Is a Missed Traffic Citation Different From a Missed Criminal Court Date?
Yes, often. A standard traffic citation is usually handled differently from a criminal offense, even though both can lead to serious problems if ignored. The important point is not to assume a traffic matter is harmless just because it is not a major criminal charge. A traffic case can still affect your record, your license, and your freedom to drive.
What to Gather Before You Call the Court or a Lawyer
Taking one organized step today can change the whole tone of this problem. Instead of carrying that low-grade stress around, get the details in front of you and make the call.
Useful Information to Have Ready
Have the citation number, date of the stop, court name, county, driver’s license information, and any notices you received. Also note where the stop happened, especially if it was in Adams, Cumberland, York, Dauphin, or Perry County.

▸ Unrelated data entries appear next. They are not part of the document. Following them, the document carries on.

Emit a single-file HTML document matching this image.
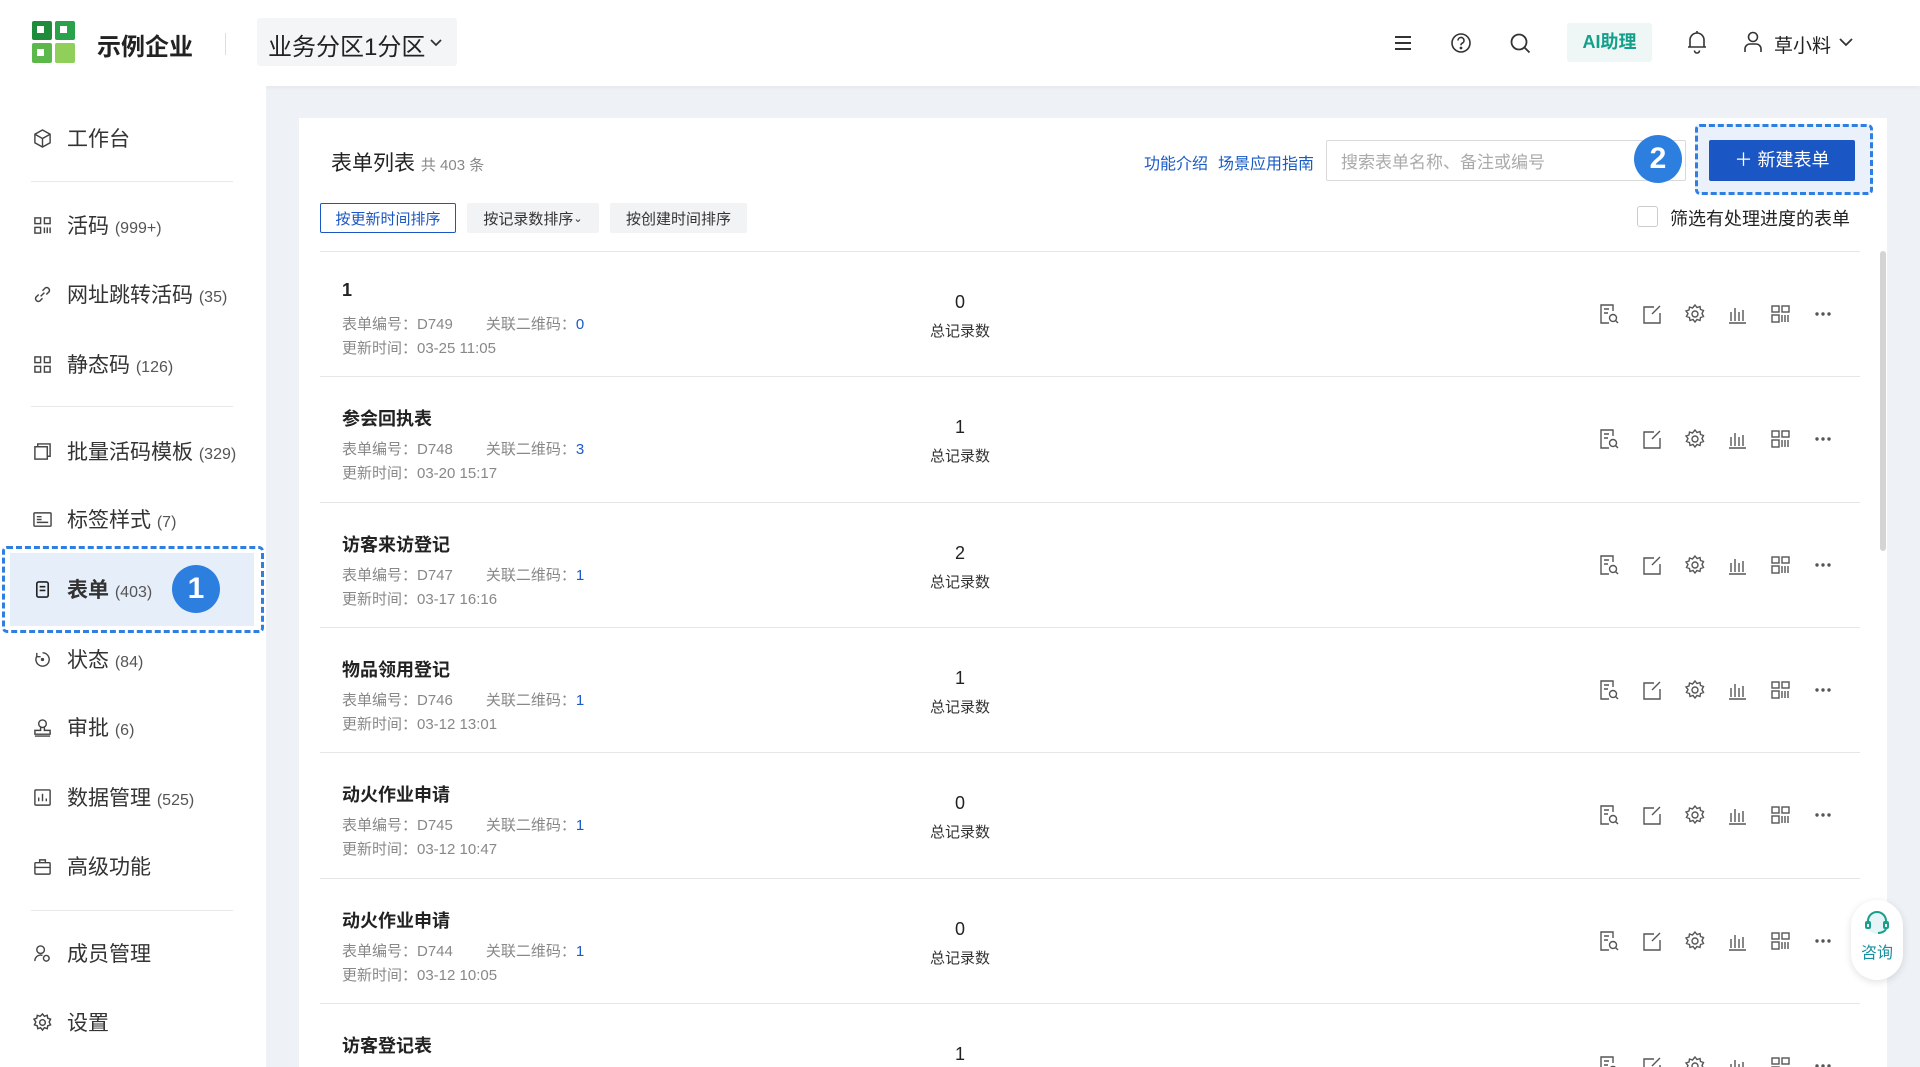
<!DOCTYPE html>
<html style="width:1920px;height:1067px;overflow:hidden"><head><meta charset="utf-8"><style>
*{margin:0;padding:0;box-sizing:border-box}
body{width:1920px;height:1067px;overflow:hidden;background:#eef1f5;font-family:"Liberation Sans","Noto Sans CJK SC",sans-serif;color:#222;position:relative}
.a{position:absolute}
.hdr{left:0;top:0;width:1920px;height:86px;background:#fff;box-shadow:0 2px 4px rgba(0,0,0,.04)}
.side{left:0;top:86px;width:266px;height:981px;background:#fff}
.ni{position:absolute;left:0;width:266px;height:40px;display:flex;align-items:center;font-size:21px;color:#333}
.ni svg{position:absolute;left:33px;width:19px;height:19px}
.ni span{position:absolute;left:67px;white-space:nowrap}
.ni small{font-size:16px;color:#555}
.dv{position:absolute;left:31px;width:202px;height:1px;background:#e8e8e8}
.card{left:299px;top:118px;width:1588px;height:949px;background:#fff}
.sb{position:absolute;top:203px;height:30px;font-size:15px;display:flex;align-items:center;justify-content:center;background:#f2f3f5;color:#333;border-radius:2px}
.row{position:absolute;left:21px;width:1540px;height:125px;border-top:1px solid #e6e6e6}
.t{position:absolute;left:22px;top:28px;font-size:18px;font-weight:bold;color:#222}
.m{position:absolute;left:22px;font-size:15px;color:#888;white-space:nowrap}
.m b{font-weight:normal;color:#1a5bc4}
.n{position:absolute;left:600px;width:80px;text-align:center;font-size:18px;top:40px}
.nl{position:absolute;left:600px;width:80px;text-align:center;font-size:15px;top:68px;color:#333}
.ic{position:absolute;top:51px;width:22px;height:22px}
</style></head><body>
<div class="a hdr"></div>
<svg class="a" style="left:32px;top:21px" width="44" height="43" viewBox="0 0 44 43"><rect x="0" y="0" width="20" height="19" rx="2" fill="#1e8c3a"/><rect x="23" y="0" width="20" height="19" rx="2" fill="#2aa24a"/><rect x="0" y="22" width="20" height="20" rx="2" fill="#5cb84a"/><rect x="23" y="22" width="20" height="20" rx="2" fill="#8fcf5a"/><rect x="5" y="5" width="7" height="7" fill="#fff"/><rect x="28" y="5" width="7" height="7" fill="#fff"/><rect x="5" y="28" width="7" height="7" fill="#fff"/></svg>
<div class="a" style="left:97px;top:27px;font-size:24px;font-weight:bold;color:#222">示例企业</div>
<div class="a" style="left:225px;top:33px;width:1px;height:22px;background:#ddd"></div>
<div class="a" style="left:257px;top:18px;width:200px;height:48px;background:#f4f5f7;border-radius:3px"></div>
<div class="a" style="left:268px;top:27px;font-size:24px;color:#222">业务分区1分区</div>
<svg class="a" style="left:430px;top:38px" width="12" height="9" viewBox="0 0 12 9" fill="none" stroke="#333" stroke-width="1.8"><path d="M1 2l5 5 5-5"/></svg>
<svg class="a" style="left:1393px;top:33px" width="20" height="20" viewBox="0 0 20 20" stroke="#333" stroke-width="2"><path d="M2 4h16M2 10h16M2 16h16"/></svg>
<svg class="a" style="left:1450px;top:32px" width="22" height="22" viewBox="0 0 22 22" fill="none" stroke="#333" stroke-width="1.6"><circle cx="11" cy="11" r="9"/><path d="M8 8.5a3 3 0 1 1 4 2.8c-.8.4-1 1-1 2"/><circle cx="11" cy="16" r=".6" fill="#333"/></svg>
<svg class="a" style="left:1509px;top:32px" width="22" height="22" viewBox="0 0 22 22" fill="none" stroke="#333" stroke-width="1.8"><circle cx="10" cy="10" r="7.5"/><path d="M15.5 15.5l5 5"/></svg>
<div class="a" style="left:1567px;top:23px;width:85px;height:39px;background:#eef7f5;border-radius:3px;color:#12a08a;font-size:18px;font-weight:bold;text-align:center;line-height:39px">AI助理</div>
<svg class="a" style="left:1686px;top:30px" width="22" height="24" viewBox="0 0 22 24" fill="none" stroke="#333" stroke-width="1.6"><path d="M4 17V10a7 7 0 0 1 14 0v7zM2 17h18M8.5 20.5a2.5 2.5 0 0 0 5 0M11 1v2"/></svg>
<svg class="a" style="left:1743px;top:31px" width="20" height="22" viewBox="0 0 20 22" fill="none" stroke="#333" stroke-width="1.6"><circle cx="10" cy="6" r="4.5"/><path d="M2 21v-3a5 5 0 0 1 5-5h6a5 5 0 0 1 5 5v3"/></svg>
<div class="a" style="left:1774px;top:31px;font-size:19px;color:#222">草小料</div>
<svg class="a" style="left:1839px;top:37px" width="14" height="10" viewBox="0 0 14 10" fill="none" stroke="#333" stroke-width="1.8"><path d="M1 2l6 6 6-6"/></svg>

<div class="a side"></div>
<div class="a" style="left:0;top:0;width:266px;height:1067px">
<div class="ni" style="top:118px"><svg viewBox="0 0 20 20" fill="none" stroke="#444" stroke-width="1.5"><path d="M10 1l8 4.5v9L10 19l-8-4.5v-9zM2 5.5l8 4.5 8-4.5M10 10v9"/></svg><span>工作台</span></div>
<div class="dv" style="top:181px"></div>
<div class="ni" style="top:205px"><svg viewBox="0 0 20 20" fill="none" stroke="#444" stroke-width="1.5"><rect x="2" y="2" width="6" height="6"/><rect x="12" y="2" width="6" height="6"/><rect x="2" y="12" width="6" height="6"/><path d="M12 12v6M15 12v6M18 12v6"/></svg><span>活码 <small>(999+)</small></span></div>
<div class="ni" style="top:274px"><svg viewBox="0 0 20 20" fill="none" stroke="#444" stroke-width="1.5"><path d="M8 12l4-4M6 10l-3 3a3 3 0 0 0 4 4l3-3M14 10l3-3a3 3 0 0 0-4-4l-3 3"/></svg><span>网址跳转活码 <small>(35)</small></span></div>
<div class="ni" style="top:344px"><svg viewBox="0 0 20 20" fill="none" stroke="#444" stroke-width="1.5"><rect x="2" y="2" width="6" height="6"/><rect x="12" y="2" width="6" height="6"/><rect x="2" y="12" width="6" height="6"/><rect x="12" y="12" width="6" height="6"/></svg><span>静态码 <small>(126)</small></span></div>
<div class="dv" style="top:406px"></div>
<div class="ni" style="top:431px"><svg viewBox="0 0 20 20" fill="none" stroke="#444" stroke-width="1.5"><rect x="2" y="5" width="13" height="13"/><path d="M5 5V2h13v13h-3"/></svg><span>批量活码模板 <small>(329)</small></span></div>
<div class="ni" style="top:499px"><svg viewBox="0 0 20 20" fill="none" stroke="#444" stroke-width="1.5"><rect x="1" y="3" width="18" height="14" rx="1"/><path d="M4 7h5M4 10h5M4 13h12"/></svg><span>标签样式 <small>(7)</small></span></div>
<div class="a" style="left:2px;top:546px;width:262px;height:87px;border:3px dashed #2f7fe0;border-radius:5px;background:#fff"></div>
<div class="a" style="left:10px;top:553px;width:244px;height:73px;background:#e6eef9"></div>
<div class="ni" style="top:569px;font-weight:bold"><svg viewBox="0 0 20 20" fill="none" stroke="#222" stroke-width="1.7"><rect x="4" y="2" width="12" height="16" rx="2"/><path d="M7 7h6M7 11h6"/></svg><span>表单 <small style="font-weight:normal">(403)</small></span></div>
<div class="a" style="left:172px;top:565px;width:48px;height:48px;border-radius:50%;background:#2d7fdf;color:#fff;font-size:30px;font-weight:bold;text-align:center;line-height:48px">1</div>
<div class="ni" style="top:639px"><svg viewBox="0 0 20 20" fill="none" stroke="#444" stroke-width="1.5"><path d="M10 3a7 7 0 1 1-6 3.5M4 3v4h4"/><circle cx="10" cy="10" r="1" fill="#444"/></svg><span>状态 <small>(84)</small></span></div>
<div class="ni" style="top:707px"><svg viewBox="0 0 20 20" fill="none" stroke="#444" stroke-width="1.5"><circle cx="10" cy="6" r="4"/><path d="M8 10v3H2v4h16v-4h-6v-3M2 19h16"/></svg><span>审批 <small>(6)</small></span></div>
<div class="ni" style="top:777px"><svg viewBox="0 0 20 20" fill="none" stroke="#444" stroke-width="1.5"><rect x="2" y="2" width="16" height="16" rx="1"/><path d="M6 14v-4M10 14V6M14 14v-3"/></svg><span>数据管理 <small>(525)</small></span></div>
<div class="ni" style="top:846px"><svg viewBox="0 0 20 20" fill="none" stroke="#444" stroke-width="1.5"><rect x="2" y="6" width="16" height="12" rx="1"/><path d="M7 6V3h6v3M2 11h16"/></svg><span>高级功能</span></div>
<div class="dv" style="top:910px"></div>
<div class="ni" style="top:933px"><svg viewBox="0 0 20 20" fill="none" stroke="#444" stroke-width="1.5"><circle cx="8" cy="6" r="4"/><path d="M2 18a6 6 0 0 1 8-6"/><circle cx="14" cy="15" r="3"/></svg><span>成员管理</span></div>
<div class="ni" style="top:1002px"><svg viewBox="0 0 20 20" fill="none" stroke="#444" stroke-width="1.5"><circle cx="10" cy="10" r="3"/><path d="M10 1l2 2.5 3-1 .5 3 3 1-1.5 3 1.5 3-3 1-.5 3-3-1-2 2.5-2-2.5-3 1-.5-3-3-1 1.5-3L1 6.5l3-1 .5-3 3 1z"/></svg><span>设置</span></div>
</div>

<div class="a card"></div>
<div class="a" style="left:331px;top:147px;font-size:21px;color:#222">表单列表 <span style="font-size:15px;color:#888">共 403 条</span></div>
<div class="a" style="left:1144px;top:150px;font-size:16px;color:#1a5bc4">功能介绍</div>
<div class="a" style="left:1218px;top:150px;font-size:16px;color:#1a5bc4">场景应用指南</div>
<div class="a" style="left:1326px;top:140px;width:360px;height:41px;border:1px solid #d9d9d9;border-radius:2px;font-size:17px;color:#aaa;padding:7px 14px">搜索表单名称、备注或编号</div>
<div class="a" style="left:1634px;top:135px;width:48px;height:48px;border-radius:50%;background:#2d7fdf;color:#fff;font-size:30px;font-weight:bold;text-align:center;line-height:48px">2</div>
<div class="a" style="left:1695px;top:124px;width:178px;height:71px;border:3px dashed #2f7fe0;border-radius:5px;background:#eaf1fb"></div>
<div class="a" style="left:1709px;top:140px;width:146px;height:41px;background:#1a56c4;border-radius:2px;color:#fff;font-size:18px;text-align:center;line-height:41px">＋ 新建表单</div>
<div class="sb" style="left:320px;width:136px;background:#fff;border:1px solid #1a56c4;color:#1a56c4">按更新时间排序</div>
<div class="sb" style="left:467px;width:132px">按记录数排序 <span style="font-size:11px">⌄</span></div>
<div class="sb" style="left:610px;width:137px">按创建时间排序</div>
<div class="a" style="left:1637px;top:206px;width:21px;height:21px;border:1px solid #ccc;border-radius:3px"></div>
<div class="a" style="left:1670px;top:205px;font-size:18px;color:#222">筛选有处理进度的表单</div>
<div class="a" style="left:1880px;top:251px;width:6px;height:300px;background:#d4d4d4;border-radius:3px"></div>

<div class="a" id="rows" style="left:299px;top:0;width:1570px;height:1067px;overflow:hidden"></div>
<script>
var d=[["1","D749","0","03-25 11:05","0"],["参会回执表","D748","3","03-20 15:17","1"],["访客来访登记","D747","1","03-17 16:16","2"],["物品领用登记","D746","1","03-12 13:01","1"],["动火作业申请","D745","1","03-12 10:47","0"],["动火作业申请","D744","1","03-12 10:05","0"],["访客登记表","","","","1"]];
var ic='<svg class="ic" style="left:LEFTpx" viewBox="0 0 22 22" fill="none" stroke="#555" stroke-width="1.4">PATH</svg>';
var P=['<path d="M15 8V2H3v18h8M6 6h5M6 10h4"/><circle cx="15" cy="15" r="3.5"/><path d="M17.5 17.5L20 20"/>','<path d="M19 10v10H3V4h10M19 3l-8 8"/>','<circle cx="11" cy="11" r="3"/><path d="M11 2l2 2.5 3-1 .5 3 3 1-1.5 3 1.5 3-3 1-.5 3-3-1-2 2.5-2-2.5-3 1-.5-3-3-1 1.5-3L2 8l3-1 .5-3 3 1z"/>','<path d="M3 20h17M5 18V9M9 18V5M13 18V9M17 18V7"/>','<rect x="3" y="3" width="7" height="6"/><rect x="13" y="3" width="7" height="6"/><rect x="3" y="12" width="7" height="7"/><path d="M13 12v7M16 12v7M19 12v7"/>','<circle cx="5" cy="11" r="1" fill="#555"/><circle cx="11" cy="11" r="1" fill="#555"/><circle cx="17" cy="11" r="1" fill="#555"/>'];
var X=[1278,1321,1364,1406,1449,1492],h='';
d.forEach(function(r,i){var top=251+i*125.3;h+='<div class="row" style="top:'+top+'px"><div class="t">'+r[0]+'</div>';
if(r[1]){h+='<div class="m" style="top:61px">表单编号：'+r[1]+'<span style="margin-left:33px">关联二维码：<b>'+r[2]+'</b></span></div><div class="m" style="top:85px">更新时间：'+r[3]+'</div>';}
h+='<div class="n">'+r[4]+'</div><div class="nl">总记录数</div>';
X.forEach(function(x,j){h+=ic.replace('LEFT',x).replace('PATH',P[j]);});h+='</div>';});
document.getElementById('rows').innerHTML=h;
</script>
<div class="a" style="left:1851px;top:900px;width:52px;height:80px;background:#fff;border-radius:26px;box-shadow:0 2px 8px rgba(0,0,0,.12);text-align:center">
<svg style="margin-top:10px" width="28" height="26" viewBox="0 0 28 26" fill="none" stroke="#1a9f8c" stroke-width="2"><circle cx="14" cy="13" r="11" fill="#e5f4f6" stroke="none"/><path d="M5 14v-3a9 9 0 0 1 18 0v3"/><rect x="3" y="12" width="4" height="6" rx="1"/><rect x="21" y="12" width="4" height="6" rx="1"/><path d="M23 18c0 3-4 5-8 5"/></svg>
<div style="font-size:16px;color:#1a8fa0;margin-top:-2px">咨询</div></div>
</body></html>
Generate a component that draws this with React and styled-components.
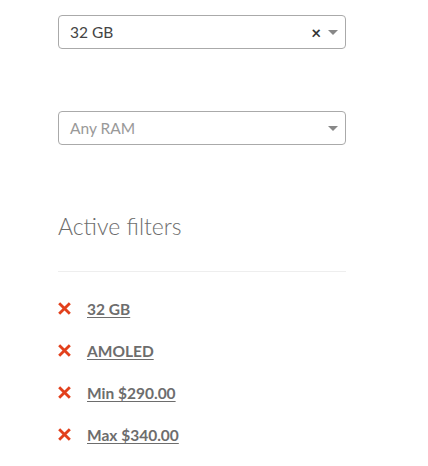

If you have it, keep a short note of what happened too. A stop in Camp Hill, a ticket near Gettysburg, or a citation on Interstate 83 may seem easy to remember now, but details blur fast once you are on the phone.
Questions to Ask During the Call
Ask direct questions: What is the current status of the citation? Is there a balance due? Was a default entered? Is there a hearing date? Is there a suspension issue or a warrant? What is the next deadline to fix this?
Short, clear questions usually get the clearest answers. You are trying to find the next door to open, not solve the entire case in one breath.
Try This First Today
Pull out the ticket, find the court listed on it, and make the call today. That one step can stop a vague problem from growing in the background, and it often gives you the first solid answer you have had since the stop. Sometimes getting one domino back in place is enough to keep the rest from tipping.